Quick Answer: The Best Credit Cards for Utility Bill Payments

If you want the short version, here it is. For pure value on electricity, gas, broadband and mobile bills, the Amazon Pay ICICI Bank Credit Card gives a flat 2% cashback when you pay through Amazon Pay, with no annual fee and no cap on cashback. The Axis Bank ACE Credit Card returns 5% on utility bills paid via Google Pay, capped at a modest monthly limit. For higher spenders who want reward points instead of cashback, HDFC Bank Regalia Gold and Tata Neu Plus HDFC Bank both earn on utilities, but watch the 1% fee that most banks now charge once your monthly utility spend crosses a set threshold.

Rates and reward caps below are current as of July 2026 and can change. Confirm the latest terms before you apply.

Introduction

Most people treat the electricity bill, the broadband recharge and the monthly gas payment as money that simply disappears. It leaves the account, the light stays on, and that is the end of it. Here is the quiet mistake in that habit: these are the most predictable expenses you have, and predictable spending is exactly the kind a credit card is built to reward.

Utility bills repeat every single month. Electricity, water, piped gas, broadband, DTH, mobile postpaid, an LPG cylinder now and then. Put a realistic number on it and a middle-class household easily runs ₹8,000 to ₹12,000 a month through these heads, which is well over a lakh a year.
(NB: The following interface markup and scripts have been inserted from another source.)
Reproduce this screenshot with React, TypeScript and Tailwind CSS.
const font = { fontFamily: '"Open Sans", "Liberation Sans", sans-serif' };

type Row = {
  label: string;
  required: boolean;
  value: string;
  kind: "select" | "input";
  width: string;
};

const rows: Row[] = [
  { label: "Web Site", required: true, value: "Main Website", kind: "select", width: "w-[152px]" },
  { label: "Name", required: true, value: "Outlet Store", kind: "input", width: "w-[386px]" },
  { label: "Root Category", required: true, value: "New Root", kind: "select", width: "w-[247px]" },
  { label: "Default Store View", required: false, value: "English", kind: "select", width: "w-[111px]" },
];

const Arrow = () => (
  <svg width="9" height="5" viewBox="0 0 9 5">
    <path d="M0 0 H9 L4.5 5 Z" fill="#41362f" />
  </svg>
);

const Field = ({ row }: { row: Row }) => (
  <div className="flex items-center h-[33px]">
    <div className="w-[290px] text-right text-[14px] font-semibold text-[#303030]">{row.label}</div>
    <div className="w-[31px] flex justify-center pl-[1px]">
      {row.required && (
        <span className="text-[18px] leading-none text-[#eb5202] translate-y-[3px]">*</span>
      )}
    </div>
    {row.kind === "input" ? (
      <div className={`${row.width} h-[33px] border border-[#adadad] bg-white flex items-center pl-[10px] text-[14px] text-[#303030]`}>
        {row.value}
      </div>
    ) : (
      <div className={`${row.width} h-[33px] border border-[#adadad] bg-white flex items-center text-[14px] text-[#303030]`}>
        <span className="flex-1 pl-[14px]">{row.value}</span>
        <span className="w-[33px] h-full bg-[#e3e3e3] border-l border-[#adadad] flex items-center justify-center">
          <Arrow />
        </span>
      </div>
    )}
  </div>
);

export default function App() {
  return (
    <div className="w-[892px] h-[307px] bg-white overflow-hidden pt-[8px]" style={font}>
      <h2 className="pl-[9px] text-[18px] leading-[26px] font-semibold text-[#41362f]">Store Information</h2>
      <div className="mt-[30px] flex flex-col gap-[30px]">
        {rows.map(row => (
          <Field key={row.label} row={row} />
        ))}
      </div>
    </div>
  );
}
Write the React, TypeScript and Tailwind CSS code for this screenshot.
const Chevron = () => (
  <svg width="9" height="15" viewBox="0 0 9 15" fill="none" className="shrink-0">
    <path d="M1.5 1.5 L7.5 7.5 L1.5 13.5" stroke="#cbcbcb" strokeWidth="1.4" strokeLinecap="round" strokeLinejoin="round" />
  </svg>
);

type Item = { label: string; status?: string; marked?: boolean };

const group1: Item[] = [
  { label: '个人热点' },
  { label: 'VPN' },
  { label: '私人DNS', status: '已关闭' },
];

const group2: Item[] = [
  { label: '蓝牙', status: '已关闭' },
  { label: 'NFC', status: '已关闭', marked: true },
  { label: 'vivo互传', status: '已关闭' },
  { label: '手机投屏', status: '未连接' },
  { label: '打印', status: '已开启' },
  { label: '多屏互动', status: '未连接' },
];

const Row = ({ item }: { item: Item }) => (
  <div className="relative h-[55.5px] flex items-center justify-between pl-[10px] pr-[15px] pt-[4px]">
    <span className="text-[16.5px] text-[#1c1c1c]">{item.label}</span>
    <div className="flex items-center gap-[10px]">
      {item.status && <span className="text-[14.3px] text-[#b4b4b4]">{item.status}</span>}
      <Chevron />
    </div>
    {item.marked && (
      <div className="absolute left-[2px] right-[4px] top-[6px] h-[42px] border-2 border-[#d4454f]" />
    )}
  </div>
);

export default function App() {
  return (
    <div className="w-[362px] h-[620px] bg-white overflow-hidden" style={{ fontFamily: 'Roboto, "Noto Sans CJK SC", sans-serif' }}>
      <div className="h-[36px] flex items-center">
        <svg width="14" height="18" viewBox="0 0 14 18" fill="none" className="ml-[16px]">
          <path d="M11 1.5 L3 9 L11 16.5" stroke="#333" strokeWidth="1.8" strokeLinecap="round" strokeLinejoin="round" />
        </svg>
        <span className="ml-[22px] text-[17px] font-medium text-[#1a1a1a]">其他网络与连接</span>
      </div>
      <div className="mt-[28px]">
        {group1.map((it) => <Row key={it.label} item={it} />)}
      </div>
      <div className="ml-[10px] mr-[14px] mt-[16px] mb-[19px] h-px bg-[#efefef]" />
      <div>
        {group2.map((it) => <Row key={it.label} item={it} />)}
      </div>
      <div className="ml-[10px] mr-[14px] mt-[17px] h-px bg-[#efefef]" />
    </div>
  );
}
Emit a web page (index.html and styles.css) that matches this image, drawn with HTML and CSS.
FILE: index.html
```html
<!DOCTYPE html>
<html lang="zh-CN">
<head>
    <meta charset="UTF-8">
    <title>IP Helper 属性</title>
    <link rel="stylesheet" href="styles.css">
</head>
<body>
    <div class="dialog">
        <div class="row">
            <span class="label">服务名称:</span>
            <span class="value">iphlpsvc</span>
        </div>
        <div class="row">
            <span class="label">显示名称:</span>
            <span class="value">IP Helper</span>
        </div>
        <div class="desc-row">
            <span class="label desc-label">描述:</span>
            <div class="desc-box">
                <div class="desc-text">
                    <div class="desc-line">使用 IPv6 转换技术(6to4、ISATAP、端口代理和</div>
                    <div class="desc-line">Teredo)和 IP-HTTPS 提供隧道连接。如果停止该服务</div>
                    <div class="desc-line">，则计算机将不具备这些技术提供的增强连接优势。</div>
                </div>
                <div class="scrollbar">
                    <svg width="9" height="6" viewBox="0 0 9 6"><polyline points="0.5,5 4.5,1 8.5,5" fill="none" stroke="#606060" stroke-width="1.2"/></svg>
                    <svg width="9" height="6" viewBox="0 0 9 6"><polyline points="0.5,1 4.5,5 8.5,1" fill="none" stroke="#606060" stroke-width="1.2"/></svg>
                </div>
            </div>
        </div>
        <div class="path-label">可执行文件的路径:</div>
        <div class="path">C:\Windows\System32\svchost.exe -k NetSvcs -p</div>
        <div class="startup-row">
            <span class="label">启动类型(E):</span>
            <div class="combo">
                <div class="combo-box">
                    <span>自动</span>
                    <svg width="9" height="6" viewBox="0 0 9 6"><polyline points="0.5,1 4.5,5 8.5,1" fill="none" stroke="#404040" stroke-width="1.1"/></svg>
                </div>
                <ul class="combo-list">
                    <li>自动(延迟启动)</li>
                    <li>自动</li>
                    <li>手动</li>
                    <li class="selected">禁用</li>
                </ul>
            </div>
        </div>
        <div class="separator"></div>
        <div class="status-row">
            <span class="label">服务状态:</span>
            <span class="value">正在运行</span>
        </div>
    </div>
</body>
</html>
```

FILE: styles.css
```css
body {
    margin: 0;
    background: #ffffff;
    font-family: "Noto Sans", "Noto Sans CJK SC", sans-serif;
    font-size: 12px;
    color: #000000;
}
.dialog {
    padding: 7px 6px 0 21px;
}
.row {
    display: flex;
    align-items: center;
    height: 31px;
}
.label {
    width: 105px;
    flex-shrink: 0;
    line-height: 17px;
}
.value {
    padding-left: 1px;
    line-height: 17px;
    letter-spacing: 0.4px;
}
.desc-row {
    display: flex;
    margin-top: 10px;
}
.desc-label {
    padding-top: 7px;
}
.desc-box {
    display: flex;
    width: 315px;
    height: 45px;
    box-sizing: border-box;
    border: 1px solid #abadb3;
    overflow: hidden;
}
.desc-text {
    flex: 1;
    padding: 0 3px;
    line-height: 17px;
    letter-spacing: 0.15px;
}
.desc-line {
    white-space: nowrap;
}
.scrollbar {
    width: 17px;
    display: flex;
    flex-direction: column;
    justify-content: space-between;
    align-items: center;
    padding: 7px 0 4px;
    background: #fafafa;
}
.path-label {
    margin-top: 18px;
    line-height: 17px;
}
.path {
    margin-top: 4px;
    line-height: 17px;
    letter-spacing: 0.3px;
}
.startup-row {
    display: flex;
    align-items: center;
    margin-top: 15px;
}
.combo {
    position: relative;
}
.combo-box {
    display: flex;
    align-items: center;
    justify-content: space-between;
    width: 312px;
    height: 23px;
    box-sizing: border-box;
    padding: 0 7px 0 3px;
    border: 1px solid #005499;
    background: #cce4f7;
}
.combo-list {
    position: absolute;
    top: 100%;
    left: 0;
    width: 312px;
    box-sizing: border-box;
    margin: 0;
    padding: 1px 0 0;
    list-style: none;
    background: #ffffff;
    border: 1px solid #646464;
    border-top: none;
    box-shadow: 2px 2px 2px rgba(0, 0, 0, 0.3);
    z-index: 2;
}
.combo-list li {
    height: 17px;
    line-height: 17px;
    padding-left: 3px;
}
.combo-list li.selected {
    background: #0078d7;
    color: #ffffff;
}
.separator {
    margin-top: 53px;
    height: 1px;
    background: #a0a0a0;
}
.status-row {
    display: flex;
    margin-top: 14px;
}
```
Route that through the right credit card and a slice of it comes back as cashback or reward points. Route it through the wrong card, or through cash and UPI, and you earn nothing at all.

There is a catch worth knowing before you get excited. Through 2025 and into 2026, several banks trimmed how generously they reward utility spends, and many now add a 1% fee once your monthly utility bill payments cross a threshold. So, the goal is not just to find a card that rewards utilities, but to find one where the reward comfortably beats any fee for how much you actually spend. That is what the rest of this guide sorts out.
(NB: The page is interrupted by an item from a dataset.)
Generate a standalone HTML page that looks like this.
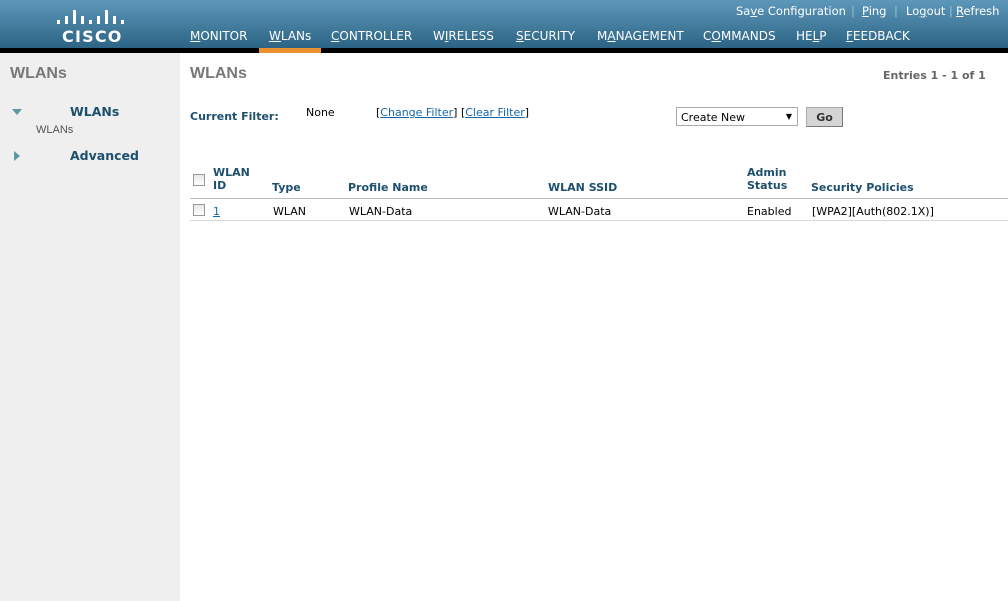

Best Credit Cards for Utility Bill Payments: Comparison Table

We compared cards across HDFC Bank, Axis Bank, ICICI Bank, IDFC FIRST Bank and others on what actually matters for utility spends: the reward or cashback rate, the monthly cap, the annual fee, and the fee banks now levy on high utility spends. Figures are as of July 2026.

Credit Card

Annual Fee

Utility Reward / Cashback

Monthly Cap

Utility Fee (high spends)

Best For

Amazon Pay ICICI Bank

Lifetime free

2% cashback via Amazon Pay

No cap on cashback

1% above ₹50,000/month

Everyday utility payers who want simple, uncapped cashback

Axis Bank ACE

₹499 (waived on ₹2L spend)

5% cashback on bills via Google Pay

Shared ₹500/month cap

As per card T&Cs

Small to mid-utility bills paid through Google Pay

HDFC Bank Regalia Gold

₹2,500 + GST (waived on ₹4L spend)

4 reward points per ₹150

50,000 RP/month across all spends

1% above ₹50,000/month (cap ₹3,000)

Higher spenders who value flexible reward points and travel perks

Tata Neu Plus HDFC Bank

₹499 + GST (waived on ₹1L spend)

NeuCoins on Tata Neu payments; base rate elsewhere

As per NeuCoins terms

1% on utility (cap ₹3,000)

Tata Neu ecosystem users (BigBasket, Croma, 1mg)

ICICI Bank Coral

₹500

1 reward point per ₹100 on utilities

As per card terms

1% above ₹50,000/month

ICICI users wanting a simple entry-level rewards card

Airtel Axis Bank

₹500

10% on utilities via Airtel Thanks; 25% on Airtel bills

Revised, spend-linked cap (from Apr 2026)

As per card T&Cs

Airtel broadband/DTH/postpaid customers

IDFC FIRST (Select / Wealth)

Lifetime free

1 reward point per ₹200

As per card terms

1% above ₹20,000/cycle

IDFC customers who want a no-fee card

Note: “Reward point” values differ by bank. A point is not a rupee. See the “how rewards actually work” note further down before you compare cards on point count alone.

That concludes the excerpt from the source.